On the other hand, however, in the event that the transmission frequency of the broadcasting station deviates from the regular frequency allotted to that station, in the above type of channel selector it is impossible to achieve optimum tuning because the local oscillation frequency is derived according to preset frequency-division ratio data. In other words, since the frequency-division data are preset and stored in a channel selector so that the local oscillation frequency corresponding to the regular frequency alloted to the desired broadcasting station may be derived, if the transmission frequency deviates from the regular frequency, then the intermediate frequency obtained by mixing the transmission frequency with the local oscillation frequency also deviates. As a result, optimum tuning becomes impossible.

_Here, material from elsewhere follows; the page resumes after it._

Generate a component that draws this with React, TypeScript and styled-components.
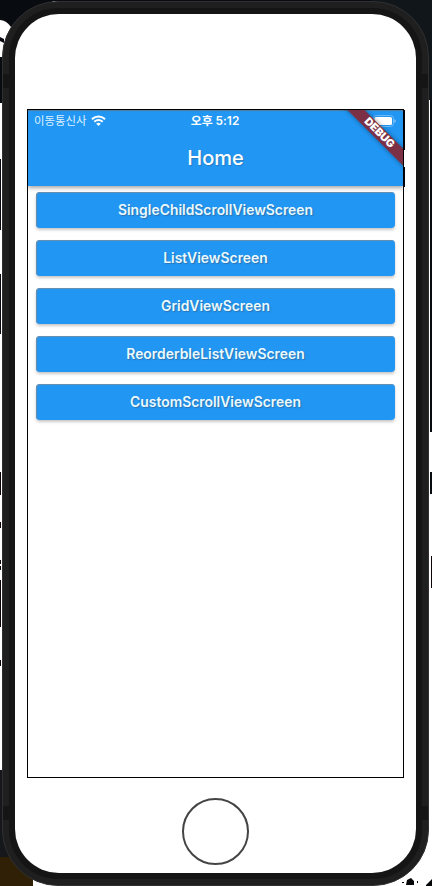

Accordingly, in order to achieve optimum tuning, the local oscillation frequency must be controlled in dependence upon the transmission frequency. If the deviation of the transmission frequency from the regular frequency (hereinafter called "offset") is small, then the receiver can be automatically adjusted to the optimum tuning point by additionally providing an AFT (Automatic Fine Tuning) circuit. This AFT circuit acts to vary the frequency-division ratio data so that the received intensity of the transmission signal may be maximized, and to thereby compensate the offset, that is, the deviation of the received transmission signal from the regular frequency. In other words, if there exists any frequency deviation in the transmission frequency, then the intermediate frequency derived by mixing the received transmission frequency with the local oscillation would deviate from the regular intermediate frequency by a corresponding amount. Accordingly, if the derived intermediate frequency signal is detected by an FM-detector, the detector output would be at a voltage corresponding to the frequency deviation. Therefore, the local oscillation frequency is varied by varying the frequency-division ratio data so that the output voltage of the FM-detector may be reduced to zero. As a result, the local oscillation frequency is made to correspond to the transmission frequency having the frequency deviation, and thereby optimum tuning can be achieved.
Here it is to be noted that when the frequency deviation is large, even with the fine tuning operation achieved by the AFT circuit, the receiving frequency of the receiver cannot be tuned to the deviated transmission frequency. This is because the frequency range where fine tuning by means of the AFT circuit is possible, is determined by the so-called S-curve characteristics of an FM-detector. The frequency range where the detection relying upon the S-curve of an FM-detector is possible, is generally the range of .+-.1 MHz with respect to the center frequency. In other words, in the case where the transmission frequency from a broadcasting station has an offset of at most .+-.1 MHz, an FM-detector can generate a detector output corresponding to the magnitude of the offset, and hence the receiving frequency of the receiver can be tuned to the deviated transmission frequency through the AFT operation. However, among broadcasting stations there stations which transmit at a frequency having an offset of 1.3 MHz or more, especially in the case of cable TV broadcasting (hereinafter abbreviated as CATV) or like. Besides the CATV, VHF broadcasting which is transmitted through a cable also has a considerably large offset. When the transmission frequency has such a large offset, a detector output would not be obtained from the FM-detector, and as a result, tuning cannot be achieved through the fine tuning operation of the AFT circuit.
Therefore, as a provision for a transmission frequency having a large deviation from the regular frequency, the channel selector is equipped with a manual fine tuning function for varying the local oscillation frequency by externally varying the frequency-division ratio data in a forced manner. More particularly, the frequency-division ratio data can be forcibly varied by operating manual fine tuning keys provided in the channel selector. If the frequency-division ratio data are varied, then the local oscillation frequency is also varied by a corresponding amount. As a result, even in the event that a transmission frequency is received having such a large offset that fine tuning cannot be achieved by the AFT circuit, optimum tuning becomes possible.
However, the heretofore known channel selectors have had the following shortcoming. That is, assuming now that a TV viewer, for instance, has selected a particular channel, where the broadcasting station is transmitting at a frequency having a large offset, as is the case with CATV, then he can enjoy the TV program with the receiving condition optimized by operating the manual fine tuning keys in the above-described manner. Now let it be assumed that the TV viewer switched from the channel of that broadcasting station to another channel, and then again selected the previous channel. In response to the last channel selection, the frequency-division ratio data corresponding to the selected channel are set in the programmable frequency-divider, and hence a predetermined local oscillation frequency signal is generated. However, the transmission frequency of the re-selected channel has a large deviation from the regular frequency. Therefore, unless the manual fine tuning keys are again operated, the optimum receiving condition cannot be established. As described above, the channel selectors of the prior art were troublesome, in that when a channel for which manual fine tuning was once effected again selected, operation of the manual fine tuning keys had to be effected again. This troublesomeness was greatly enhanced when the channel selector was in the operation mode for receiving CATV.